■ Instruction:
Using the listing below, please print exactly the lines from the one with "Write the React" through the one with "const rows = [55, 57, 59, 61, 63];". Leave out every picture.

■ Data in this exercise:
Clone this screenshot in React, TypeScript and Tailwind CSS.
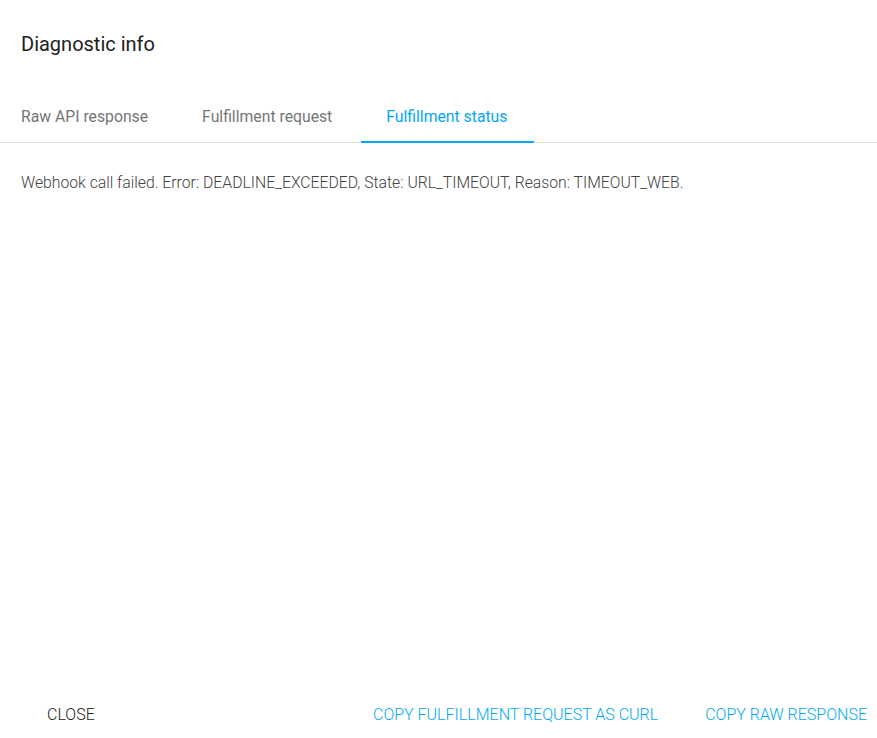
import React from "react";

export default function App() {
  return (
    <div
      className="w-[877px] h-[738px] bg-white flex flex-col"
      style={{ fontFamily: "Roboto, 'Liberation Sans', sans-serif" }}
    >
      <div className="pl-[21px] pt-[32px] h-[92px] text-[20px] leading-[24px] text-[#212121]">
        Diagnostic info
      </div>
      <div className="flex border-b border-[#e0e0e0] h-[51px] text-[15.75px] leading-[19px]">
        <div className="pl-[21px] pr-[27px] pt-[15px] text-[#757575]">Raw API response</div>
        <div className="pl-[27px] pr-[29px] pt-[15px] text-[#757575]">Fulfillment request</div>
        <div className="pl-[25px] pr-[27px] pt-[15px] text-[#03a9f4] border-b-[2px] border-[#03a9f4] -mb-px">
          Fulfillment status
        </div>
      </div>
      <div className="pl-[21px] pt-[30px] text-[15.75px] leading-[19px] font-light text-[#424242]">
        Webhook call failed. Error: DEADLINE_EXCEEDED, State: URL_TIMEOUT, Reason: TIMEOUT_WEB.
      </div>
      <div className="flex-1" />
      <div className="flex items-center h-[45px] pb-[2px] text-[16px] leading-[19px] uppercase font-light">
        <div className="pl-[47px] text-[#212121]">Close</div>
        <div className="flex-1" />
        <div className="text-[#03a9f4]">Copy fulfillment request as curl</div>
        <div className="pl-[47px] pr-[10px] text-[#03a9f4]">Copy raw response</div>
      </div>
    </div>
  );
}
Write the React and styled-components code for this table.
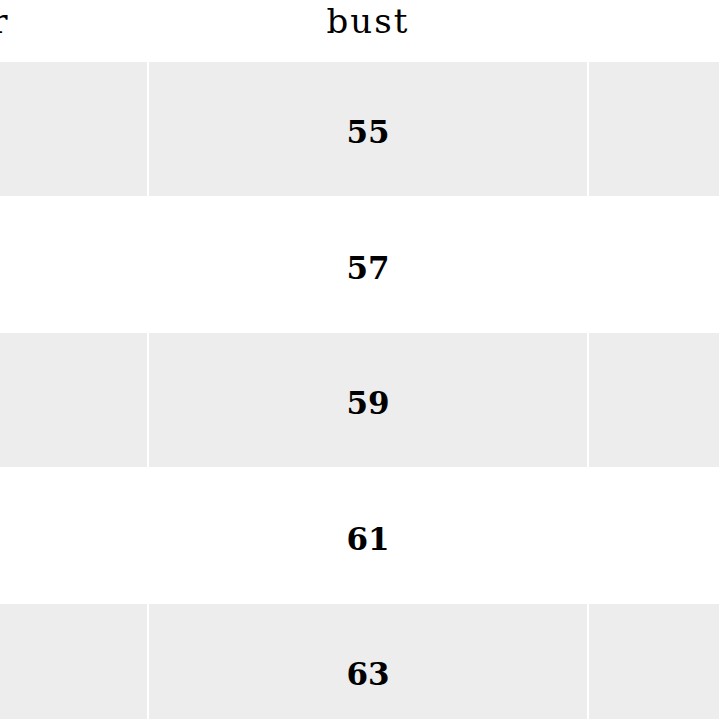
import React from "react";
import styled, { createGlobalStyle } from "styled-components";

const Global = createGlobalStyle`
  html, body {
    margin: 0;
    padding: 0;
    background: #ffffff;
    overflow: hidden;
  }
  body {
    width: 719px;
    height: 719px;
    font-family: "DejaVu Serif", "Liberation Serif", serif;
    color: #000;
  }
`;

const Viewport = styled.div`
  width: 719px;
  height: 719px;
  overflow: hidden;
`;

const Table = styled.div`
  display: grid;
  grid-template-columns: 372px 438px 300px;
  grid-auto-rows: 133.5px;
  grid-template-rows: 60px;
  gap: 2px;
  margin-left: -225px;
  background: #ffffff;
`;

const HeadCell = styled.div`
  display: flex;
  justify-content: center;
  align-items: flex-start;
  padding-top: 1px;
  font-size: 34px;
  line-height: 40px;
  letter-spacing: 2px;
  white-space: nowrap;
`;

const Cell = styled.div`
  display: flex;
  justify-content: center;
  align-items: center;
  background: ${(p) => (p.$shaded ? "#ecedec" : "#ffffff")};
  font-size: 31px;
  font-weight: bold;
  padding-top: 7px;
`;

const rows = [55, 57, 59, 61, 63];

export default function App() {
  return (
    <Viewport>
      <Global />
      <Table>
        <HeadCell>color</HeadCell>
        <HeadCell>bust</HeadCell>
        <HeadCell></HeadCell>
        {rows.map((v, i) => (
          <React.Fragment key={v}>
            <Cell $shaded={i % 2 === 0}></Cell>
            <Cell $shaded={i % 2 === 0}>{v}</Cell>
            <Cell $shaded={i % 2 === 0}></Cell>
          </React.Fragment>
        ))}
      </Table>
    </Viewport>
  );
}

---

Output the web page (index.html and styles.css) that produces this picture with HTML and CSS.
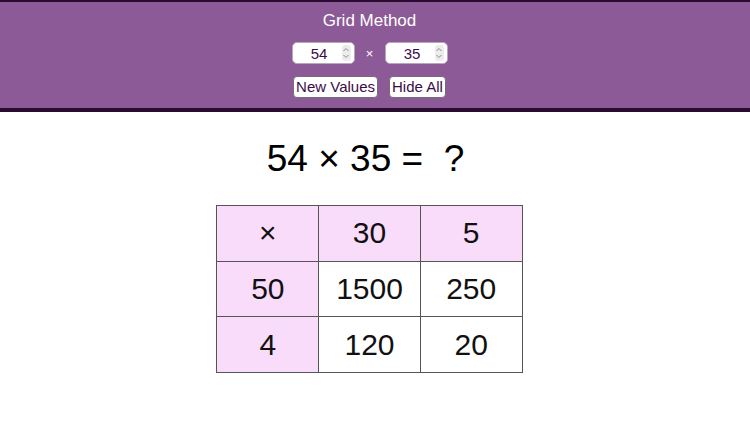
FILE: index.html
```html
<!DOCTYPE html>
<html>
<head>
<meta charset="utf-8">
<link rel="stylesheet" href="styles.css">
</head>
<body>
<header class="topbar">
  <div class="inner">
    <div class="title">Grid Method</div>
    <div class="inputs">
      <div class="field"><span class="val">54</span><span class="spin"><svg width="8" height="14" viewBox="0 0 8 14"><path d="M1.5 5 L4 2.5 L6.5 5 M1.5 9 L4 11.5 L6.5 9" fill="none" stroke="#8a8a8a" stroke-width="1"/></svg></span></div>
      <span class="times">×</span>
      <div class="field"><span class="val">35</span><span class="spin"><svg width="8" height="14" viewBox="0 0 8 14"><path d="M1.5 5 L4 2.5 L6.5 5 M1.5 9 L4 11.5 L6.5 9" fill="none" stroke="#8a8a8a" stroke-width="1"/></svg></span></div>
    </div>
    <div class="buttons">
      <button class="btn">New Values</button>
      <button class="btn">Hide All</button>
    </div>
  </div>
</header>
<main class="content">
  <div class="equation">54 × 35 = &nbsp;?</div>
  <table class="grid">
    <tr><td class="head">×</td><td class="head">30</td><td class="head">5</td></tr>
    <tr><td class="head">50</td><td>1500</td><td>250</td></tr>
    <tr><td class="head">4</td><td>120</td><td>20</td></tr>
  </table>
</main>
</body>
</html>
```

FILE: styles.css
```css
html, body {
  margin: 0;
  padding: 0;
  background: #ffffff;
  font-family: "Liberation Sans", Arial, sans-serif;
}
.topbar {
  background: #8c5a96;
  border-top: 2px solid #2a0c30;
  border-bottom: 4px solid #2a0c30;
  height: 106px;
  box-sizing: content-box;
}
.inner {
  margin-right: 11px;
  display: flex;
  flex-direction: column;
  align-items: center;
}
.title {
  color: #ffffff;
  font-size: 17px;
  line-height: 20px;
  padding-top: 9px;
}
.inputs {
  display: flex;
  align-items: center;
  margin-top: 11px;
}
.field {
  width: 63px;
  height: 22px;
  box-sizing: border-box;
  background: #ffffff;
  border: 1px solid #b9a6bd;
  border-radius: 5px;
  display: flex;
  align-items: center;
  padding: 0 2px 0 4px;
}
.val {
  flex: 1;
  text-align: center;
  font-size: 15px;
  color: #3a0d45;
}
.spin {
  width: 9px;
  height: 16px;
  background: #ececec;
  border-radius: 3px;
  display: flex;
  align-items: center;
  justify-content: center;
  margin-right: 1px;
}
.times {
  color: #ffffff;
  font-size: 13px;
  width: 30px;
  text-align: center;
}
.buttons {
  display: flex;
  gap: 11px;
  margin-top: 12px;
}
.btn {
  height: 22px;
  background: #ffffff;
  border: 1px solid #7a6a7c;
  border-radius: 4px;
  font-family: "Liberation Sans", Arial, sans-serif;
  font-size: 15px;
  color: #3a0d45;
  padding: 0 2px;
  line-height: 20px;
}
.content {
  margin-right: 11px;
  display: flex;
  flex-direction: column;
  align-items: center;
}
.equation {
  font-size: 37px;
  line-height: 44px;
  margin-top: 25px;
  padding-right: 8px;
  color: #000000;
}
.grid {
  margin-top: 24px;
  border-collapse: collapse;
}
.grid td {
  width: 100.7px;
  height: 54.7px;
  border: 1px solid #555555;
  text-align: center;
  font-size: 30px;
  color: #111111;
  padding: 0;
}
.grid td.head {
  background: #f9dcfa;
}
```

■ Task output:
Write the React and styled-components code for this table.
import React from "react";
import styled, { createGlobalStyle } from "styled-components";

const Global = createGlobalStyle`
  html, body {
    margin: 0;
    padding: 0;
    background: #ffffff;
    overflow: hidden;
  }
  body {
    width: 719px;
    height: 719px;
    font-family: "DejaVu Serif", "Liberation Serif", serif;
    color: #000;
  }
`;

const Viewport = styled.div`
  width: 719px;
  height: 719px;
  overflow: hidden;
`;

const Table = styled.div`
  display: grid;
  grid-template-columns: 372px 438px 300px;
  grid-auto-rows: 133.5px;
  grid-template-rows: 60px;
  gap: 2px;
  margin-left: -225px;
  background: #ffffff;
`;

const HeadCell = styled.div`
  display: flex;
  justify-content: center;
  align-items: flex-start;
  padding-top: 1px;
  font-size: 34px;
  line-height: 40px;
  letter-spacing: 2px;
  white-space: nowrap;
`;

const Cell = styled.div`
  display: flex;
  justify-content: center;
  align-items: center;
  background: ${(p) => (p.$shaded ? "#ecedec" : "#ffffff")};
  font-size: 31px;
  font-weight: bold;
  padding-top: 7px;
`;

const rows = [55, 57, 59, 61, 63];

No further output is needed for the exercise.